Given task — Print all of the data exactly as written.

^^^^

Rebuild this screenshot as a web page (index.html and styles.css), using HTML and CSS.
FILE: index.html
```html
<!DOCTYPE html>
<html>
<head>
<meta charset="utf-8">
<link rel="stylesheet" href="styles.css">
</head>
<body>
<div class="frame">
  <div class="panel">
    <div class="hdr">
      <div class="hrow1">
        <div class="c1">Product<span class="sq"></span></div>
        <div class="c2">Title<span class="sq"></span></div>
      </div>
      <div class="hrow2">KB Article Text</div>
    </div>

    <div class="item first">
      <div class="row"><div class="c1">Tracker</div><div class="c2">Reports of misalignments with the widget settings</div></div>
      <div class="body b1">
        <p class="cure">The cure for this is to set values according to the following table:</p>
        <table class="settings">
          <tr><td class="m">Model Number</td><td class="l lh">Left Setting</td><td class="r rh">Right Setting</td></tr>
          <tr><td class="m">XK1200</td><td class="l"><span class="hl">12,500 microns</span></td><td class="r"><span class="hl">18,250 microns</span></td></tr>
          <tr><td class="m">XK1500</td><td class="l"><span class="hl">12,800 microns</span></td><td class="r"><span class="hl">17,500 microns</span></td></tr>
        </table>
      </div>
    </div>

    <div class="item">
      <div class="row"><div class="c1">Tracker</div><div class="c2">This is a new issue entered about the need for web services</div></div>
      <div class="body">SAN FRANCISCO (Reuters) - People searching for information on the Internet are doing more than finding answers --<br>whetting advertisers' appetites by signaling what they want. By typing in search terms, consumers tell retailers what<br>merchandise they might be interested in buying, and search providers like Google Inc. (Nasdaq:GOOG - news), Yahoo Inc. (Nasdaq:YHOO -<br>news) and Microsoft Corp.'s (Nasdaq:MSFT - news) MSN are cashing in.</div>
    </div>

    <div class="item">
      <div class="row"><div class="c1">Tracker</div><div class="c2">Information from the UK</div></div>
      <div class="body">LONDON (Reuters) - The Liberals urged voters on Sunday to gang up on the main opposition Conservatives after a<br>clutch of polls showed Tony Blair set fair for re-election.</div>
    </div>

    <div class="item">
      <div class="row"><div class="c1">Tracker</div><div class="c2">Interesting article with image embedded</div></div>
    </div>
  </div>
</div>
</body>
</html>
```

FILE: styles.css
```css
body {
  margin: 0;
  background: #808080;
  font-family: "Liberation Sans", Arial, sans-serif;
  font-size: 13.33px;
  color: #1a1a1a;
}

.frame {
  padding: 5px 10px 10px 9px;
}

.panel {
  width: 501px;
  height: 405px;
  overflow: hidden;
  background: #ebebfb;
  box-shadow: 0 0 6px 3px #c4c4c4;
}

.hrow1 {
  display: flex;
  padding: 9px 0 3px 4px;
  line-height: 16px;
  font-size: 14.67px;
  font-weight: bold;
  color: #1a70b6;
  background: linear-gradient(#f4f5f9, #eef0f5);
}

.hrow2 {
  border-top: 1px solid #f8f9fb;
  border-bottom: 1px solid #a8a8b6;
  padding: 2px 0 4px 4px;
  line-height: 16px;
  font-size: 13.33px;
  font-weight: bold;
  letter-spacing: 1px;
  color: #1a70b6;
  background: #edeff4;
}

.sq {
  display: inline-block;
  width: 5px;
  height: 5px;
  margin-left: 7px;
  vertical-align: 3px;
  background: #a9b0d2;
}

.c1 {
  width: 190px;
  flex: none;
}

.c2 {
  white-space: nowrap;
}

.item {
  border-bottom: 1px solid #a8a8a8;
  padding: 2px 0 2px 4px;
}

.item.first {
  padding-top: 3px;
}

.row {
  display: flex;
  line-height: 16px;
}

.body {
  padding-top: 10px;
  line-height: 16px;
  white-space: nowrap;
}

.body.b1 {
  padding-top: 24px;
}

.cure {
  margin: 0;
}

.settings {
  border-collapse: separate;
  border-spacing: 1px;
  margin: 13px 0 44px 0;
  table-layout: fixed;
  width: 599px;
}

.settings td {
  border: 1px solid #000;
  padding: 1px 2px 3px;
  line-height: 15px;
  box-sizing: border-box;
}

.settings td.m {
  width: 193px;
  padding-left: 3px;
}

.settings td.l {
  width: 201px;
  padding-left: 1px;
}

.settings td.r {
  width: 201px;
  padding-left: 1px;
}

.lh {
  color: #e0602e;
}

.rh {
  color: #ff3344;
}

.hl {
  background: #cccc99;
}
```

^^^^

Result of the exercise —
Rebuild this screenshot as a web page (index.html and styles.css), using HTML and CSS.
FILE: index.html
```html
<!DOCTYPE html>
<html>
<head>
<meta charset="utf-8">
<link rel="stylesheet" href="styles.css">
</head>
<body>
<div class="frame">
  <div class="panel">
    <div class="hdr">
      <div class="hrow1">
        <div class="c1">Product<span class="sq"></span></div>
        <div class="c2">Title<span class="sq"></span></div>
      </div>
      <div class="hrow2">KB Article Text</div>
    </div>

    <div class="item first">
      <div class="row"><div class="c1">Tracker</div><div class="c2">Reports of misalignments with the widget settings</div></div>
      <div class="body b1">
        <p class="cure">The cure for this is to set values according to the following table:</p>
        <table class="settings">
          <tr><td class="m">Model Number</td><td class="l lh">Left Setting</td><td class="r rh">Right Setting</td></tr>
          <tr><td class="m">XK1200</td><td class="l"><span class="hl">12,500 microns</span></td><td class="r"><span class="hl">18,250 microns</span></td></tr>
          <tr><td class="m">XK1500</td><td class="l"><span class="hl">12,800 microns</span></td><td class="r"><span class="hl">17,500 microns</span></td></tr>
        </table>
      </div>
    </div>

    <div class="item">
      <div class="row"><div class="c1">Tracker</div><div class="c2">This is a new issue entered about the need for web services</div></div>
      <div class="body">SAN FRANCISCO (Reuters) - People searching for information on the Internet are doing more than finding answers --<br>whetting advertisers' appetites by signaling what they want. By typing in search terms, consumers tell retailers what<br>merchandise they might be interested in buying, and search providers like Google Inc. (Nasdaq:GOOG - news), Yahoo Inc. (Nasdaq:YHOO -<br>news) and Microsoft Corp.'s (Nasdaq:MSFT - news) MSN are cashing in.</div>
    </div>

    <div class="item">
      <div class="row"><div class="c1">Tracker</div><div class="c2">Information from the UK</div></div>
      <div class="body">LONDON (Reuters) - The Liberals urged voters on Sunday to gang up on the main opposition Conservatives after a<br>clutch of polls showed Tony Blair set fair for re-election.</div>
    </div>

    <div class="item">
      <div class="row"><div class="c1">Tracker</div><div class="c2">Interesting article with image embedded</div></div>
    </div>
  </div>
</div>
</body>
</html>
```

FILE: styles.css
```css
body {
  margin: 0;
  background: #808080;
  font-family: "Liberation Sans", Arial, sans-serif;
  font-size: 13.33px;
  color: #1a1a1a;
}

.frame {
  padding: 5px 10px 10px 9px;
}

.panel {
  width: 501px;
  height: 405px;
  overflow: hidden;
  background: #ebebfb;
  box-shadow: 0 0 6px 3px #c4c4c4;
}

.hrow1 {
  display: flex;
  padding: 9px 0 3px 4px;
  line-height: 16px;
  font-size: 14.67px;
  font-weight: bold;
  color: #1a70b6;
  background: linear-gradient(#f4f5f9, #eef0f5);
}

.hrow2 {
  border-top: 1px solid #f8f9fb;
  border-bottom: 1px solid #a8a8b6;
  padding: 2px 0 4px 4px;
  line-height: 16px;
  font-size: 13.33px;
  font-weight: bold;
  letter-spacing: 1px;
  color: #1a70b6;
  background: #edeff4;
}

.sq {
  display: inline-block;
  width: 5px;
  height: 5px;
  margin-left: 7px;
  vertical-align: 3px;
  background: #a9b0d2;
}

.c1 {
  width: 190px;
  flex: none;
}

.c2 {
  white-space: nowrap;
}

.item {
  border-bottom: 1px solid #a8a8a8;
  padding: 2px 0 2px 4px;
}

.item.first {
  padding-top: 3px;
}

.row {
  display: flex;
  line-height: 16px;
}

.body {
  padding-top: 10px;
  line-height: 16px;
  white-space: nowrap;
}

.body.b1 {
  padding-top: 24px;
}

.cure {
  margin: 0;
}

.settings {
  border-collapse: separate;
  border-spacing: 1px;
  margin: 13px 0 44px 0;
  table-layout: fixed;
  width: 599px;
}

.settings td {
  border: 1px solid #000;
  padding: 1px 2px 3px;
  line-height: 15px;
  box-sizing: border-box;
}

.settings td.m {
  width: 193px;
  padding-left: 3px;
}

.settings td.l {
  width: 201px;
  padding-left: 1px;
}

.settings td.r {
  width: 201px;
  padding-left: 1px;
}

.lh {
  color: #e0602e;
}

.rh {
  color: #ff3344;
}

.hl {
  background: #cccc99;
}
```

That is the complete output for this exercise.